Entries from a dataset

########

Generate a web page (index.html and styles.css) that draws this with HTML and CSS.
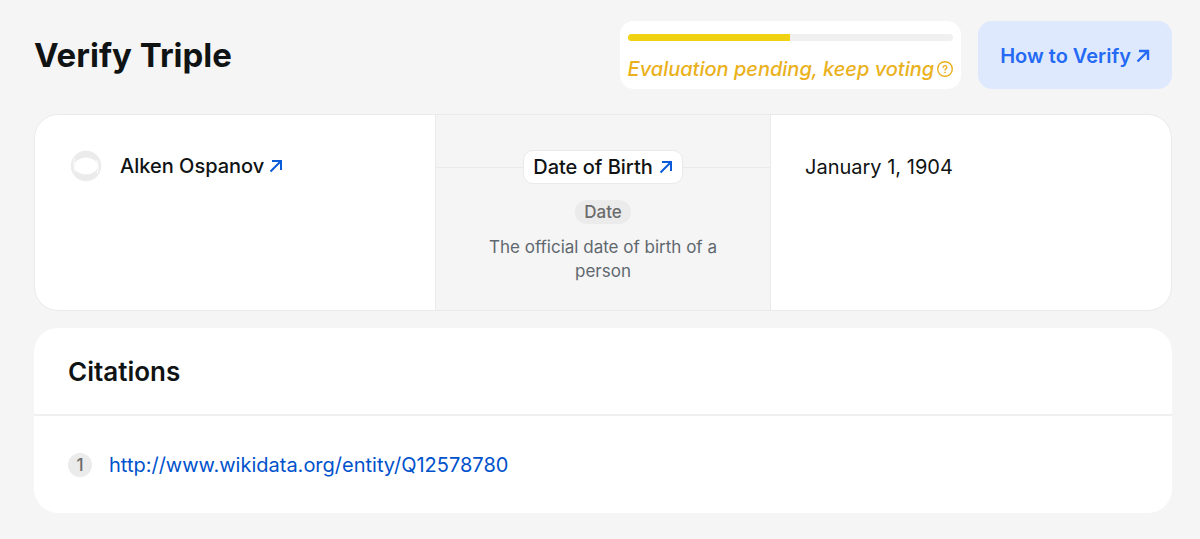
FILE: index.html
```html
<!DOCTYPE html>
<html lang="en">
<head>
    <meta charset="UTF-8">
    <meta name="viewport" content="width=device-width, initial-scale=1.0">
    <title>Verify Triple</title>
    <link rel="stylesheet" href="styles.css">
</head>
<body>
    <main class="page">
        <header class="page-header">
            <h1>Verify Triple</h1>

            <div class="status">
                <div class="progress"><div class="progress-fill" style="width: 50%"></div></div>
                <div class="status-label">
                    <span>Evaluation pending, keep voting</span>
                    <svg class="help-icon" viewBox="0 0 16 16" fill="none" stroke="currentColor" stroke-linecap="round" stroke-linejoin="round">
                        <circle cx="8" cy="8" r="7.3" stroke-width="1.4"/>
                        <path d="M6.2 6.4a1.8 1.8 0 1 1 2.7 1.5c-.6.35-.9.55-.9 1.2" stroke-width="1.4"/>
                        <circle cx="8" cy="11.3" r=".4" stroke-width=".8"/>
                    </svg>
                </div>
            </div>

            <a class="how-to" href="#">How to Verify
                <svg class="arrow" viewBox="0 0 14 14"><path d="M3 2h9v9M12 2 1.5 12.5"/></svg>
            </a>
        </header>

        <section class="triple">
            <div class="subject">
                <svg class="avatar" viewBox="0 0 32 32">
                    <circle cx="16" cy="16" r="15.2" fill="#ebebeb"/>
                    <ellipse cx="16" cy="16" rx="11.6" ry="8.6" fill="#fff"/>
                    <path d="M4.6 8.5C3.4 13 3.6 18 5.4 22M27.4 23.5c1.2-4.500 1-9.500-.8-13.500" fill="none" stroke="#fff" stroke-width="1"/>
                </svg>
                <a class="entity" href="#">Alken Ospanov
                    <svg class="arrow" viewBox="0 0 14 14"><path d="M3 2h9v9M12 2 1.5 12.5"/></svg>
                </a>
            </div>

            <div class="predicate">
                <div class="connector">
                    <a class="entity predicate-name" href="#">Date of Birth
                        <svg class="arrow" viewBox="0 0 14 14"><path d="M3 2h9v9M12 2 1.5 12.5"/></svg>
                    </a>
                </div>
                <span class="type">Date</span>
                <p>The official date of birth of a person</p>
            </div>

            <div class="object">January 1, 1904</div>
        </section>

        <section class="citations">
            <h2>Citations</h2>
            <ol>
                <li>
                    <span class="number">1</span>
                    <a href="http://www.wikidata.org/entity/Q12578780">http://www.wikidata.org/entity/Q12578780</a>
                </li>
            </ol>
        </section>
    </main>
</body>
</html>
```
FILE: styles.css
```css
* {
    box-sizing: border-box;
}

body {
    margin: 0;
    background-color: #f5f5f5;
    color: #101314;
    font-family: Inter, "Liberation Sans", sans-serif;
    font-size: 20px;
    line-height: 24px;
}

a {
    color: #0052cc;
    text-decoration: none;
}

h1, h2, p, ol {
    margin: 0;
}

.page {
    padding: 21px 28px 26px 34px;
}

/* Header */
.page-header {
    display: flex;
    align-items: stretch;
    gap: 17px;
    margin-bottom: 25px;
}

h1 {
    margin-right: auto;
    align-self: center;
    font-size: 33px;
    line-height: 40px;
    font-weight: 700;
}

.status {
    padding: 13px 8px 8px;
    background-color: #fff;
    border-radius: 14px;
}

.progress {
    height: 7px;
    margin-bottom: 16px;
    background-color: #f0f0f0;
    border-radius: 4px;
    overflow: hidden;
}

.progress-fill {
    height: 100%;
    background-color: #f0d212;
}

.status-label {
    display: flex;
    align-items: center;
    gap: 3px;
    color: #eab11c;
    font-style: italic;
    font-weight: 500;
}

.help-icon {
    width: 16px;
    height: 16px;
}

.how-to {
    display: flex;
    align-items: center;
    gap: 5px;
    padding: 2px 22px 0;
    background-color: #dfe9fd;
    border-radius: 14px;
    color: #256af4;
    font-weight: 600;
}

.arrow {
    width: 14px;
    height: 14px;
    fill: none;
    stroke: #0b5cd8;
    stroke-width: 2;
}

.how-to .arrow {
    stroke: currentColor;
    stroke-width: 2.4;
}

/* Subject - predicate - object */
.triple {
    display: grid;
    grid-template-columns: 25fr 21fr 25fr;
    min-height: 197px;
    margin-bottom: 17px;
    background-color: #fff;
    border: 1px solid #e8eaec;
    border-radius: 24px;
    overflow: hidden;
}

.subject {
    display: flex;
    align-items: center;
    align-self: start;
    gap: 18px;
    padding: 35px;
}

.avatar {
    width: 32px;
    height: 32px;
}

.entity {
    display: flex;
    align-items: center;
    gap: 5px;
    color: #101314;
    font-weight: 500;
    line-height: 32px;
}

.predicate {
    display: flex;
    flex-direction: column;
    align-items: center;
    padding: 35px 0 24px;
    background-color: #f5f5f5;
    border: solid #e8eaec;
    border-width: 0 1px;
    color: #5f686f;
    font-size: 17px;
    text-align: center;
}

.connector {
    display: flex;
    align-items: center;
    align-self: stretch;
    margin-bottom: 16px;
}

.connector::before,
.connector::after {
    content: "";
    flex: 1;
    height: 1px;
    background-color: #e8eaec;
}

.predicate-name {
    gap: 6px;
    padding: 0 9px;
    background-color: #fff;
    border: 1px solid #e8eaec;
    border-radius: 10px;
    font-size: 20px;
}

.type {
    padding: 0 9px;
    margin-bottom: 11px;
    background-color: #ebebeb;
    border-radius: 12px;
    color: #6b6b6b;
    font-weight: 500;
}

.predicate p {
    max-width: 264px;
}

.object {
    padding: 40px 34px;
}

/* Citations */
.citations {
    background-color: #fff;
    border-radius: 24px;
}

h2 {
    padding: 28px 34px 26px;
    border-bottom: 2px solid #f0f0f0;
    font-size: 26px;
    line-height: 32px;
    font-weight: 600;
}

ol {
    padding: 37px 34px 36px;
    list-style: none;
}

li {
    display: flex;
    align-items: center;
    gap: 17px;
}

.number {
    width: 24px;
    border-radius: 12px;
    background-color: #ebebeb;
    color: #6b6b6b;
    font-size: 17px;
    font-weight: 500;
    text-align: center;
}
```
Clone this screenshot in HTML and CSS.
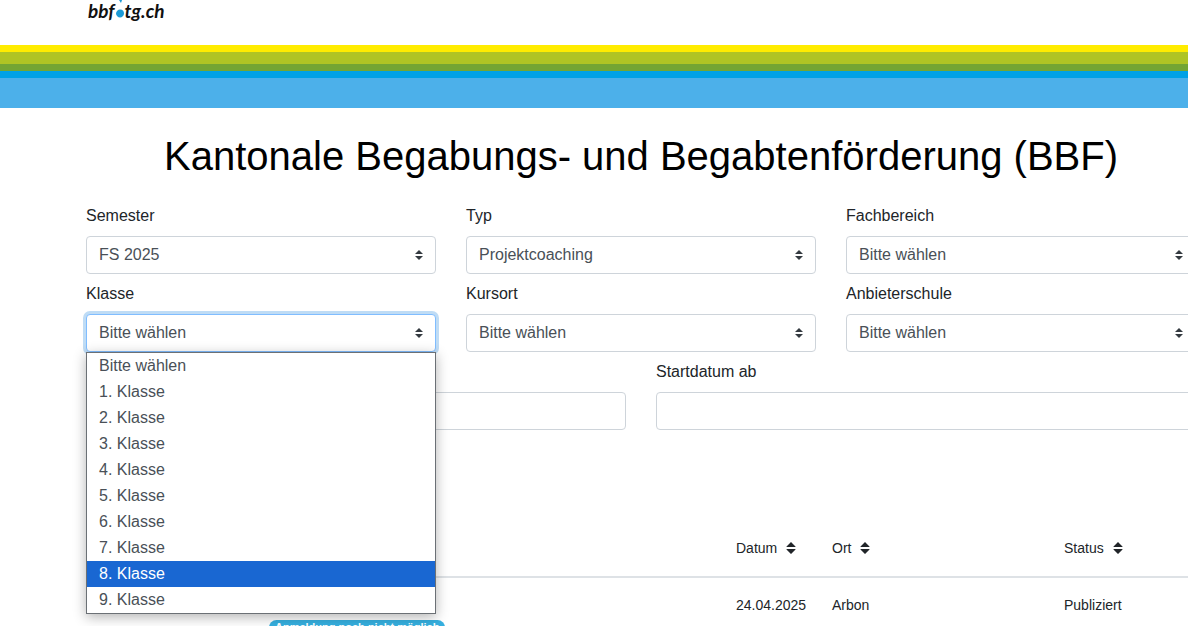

########

**To be done**
List each line of the entries that holds the string "page".

**Answer for the task**
Generate a web page (index.html and styles.css) that draws this with HTML and CSS.
    <main class="page">
        <header class="page-header">
.page {
.page-header {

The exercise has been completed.